__WRITTEN TASK__:
Reply with the count of lines holding "component", nothing more.

__LISTED RECORDS__:
════════════════

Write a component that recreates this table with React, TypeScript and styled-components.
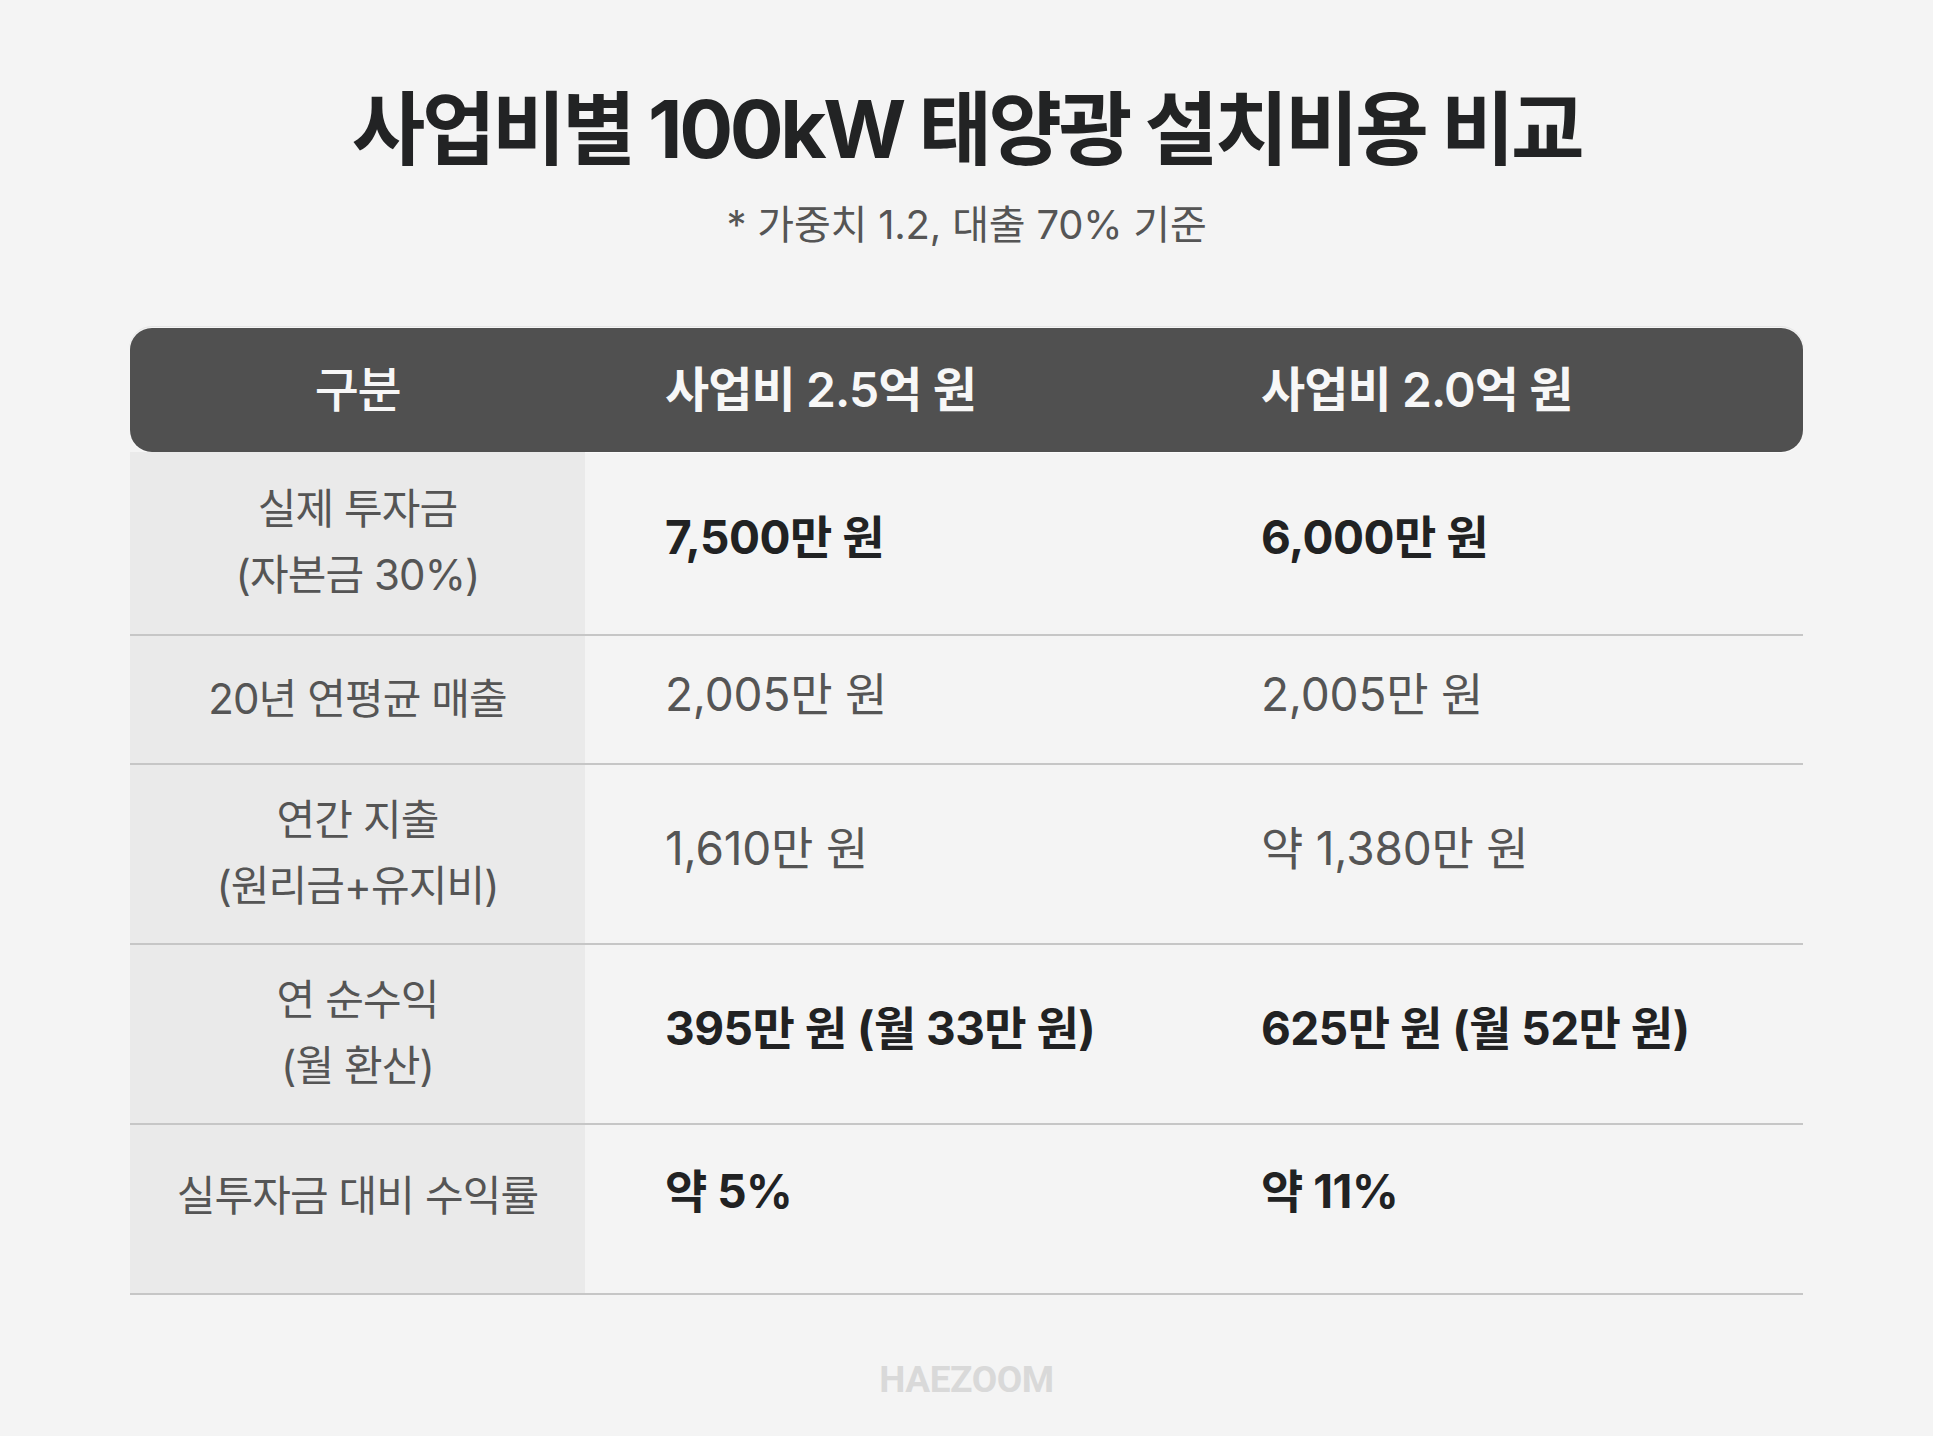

════════════════

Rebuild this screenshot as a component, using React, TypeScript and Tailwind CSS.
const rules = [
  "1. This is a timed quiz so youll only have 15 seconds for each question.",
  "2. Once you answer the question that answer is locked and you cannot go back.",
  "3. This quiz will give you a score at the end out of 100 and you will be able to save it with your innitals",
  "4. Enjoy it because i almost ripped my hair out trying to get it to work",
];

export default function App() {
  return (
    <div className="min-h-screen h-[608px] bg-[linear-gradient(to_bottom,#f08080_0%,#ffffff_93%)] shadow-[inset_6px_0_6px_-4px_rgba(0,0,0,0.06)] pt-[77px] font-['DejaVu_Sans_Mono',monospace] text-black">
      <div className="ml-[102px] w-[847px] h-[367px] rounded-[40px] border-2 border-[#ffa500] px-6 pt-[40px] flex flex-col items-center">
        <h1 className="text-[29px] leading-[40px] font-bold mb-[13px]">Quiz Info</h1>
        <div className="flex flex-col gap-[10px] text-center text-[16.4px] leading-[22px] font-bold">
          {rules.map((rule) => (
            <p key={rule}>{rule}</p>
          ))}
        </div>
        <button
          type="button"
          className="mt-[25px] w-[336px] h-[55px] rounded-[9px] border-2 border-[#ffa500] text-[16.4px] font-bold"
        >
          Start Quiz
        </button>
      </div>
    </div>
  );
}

════════════════

__SOLUTION__:
2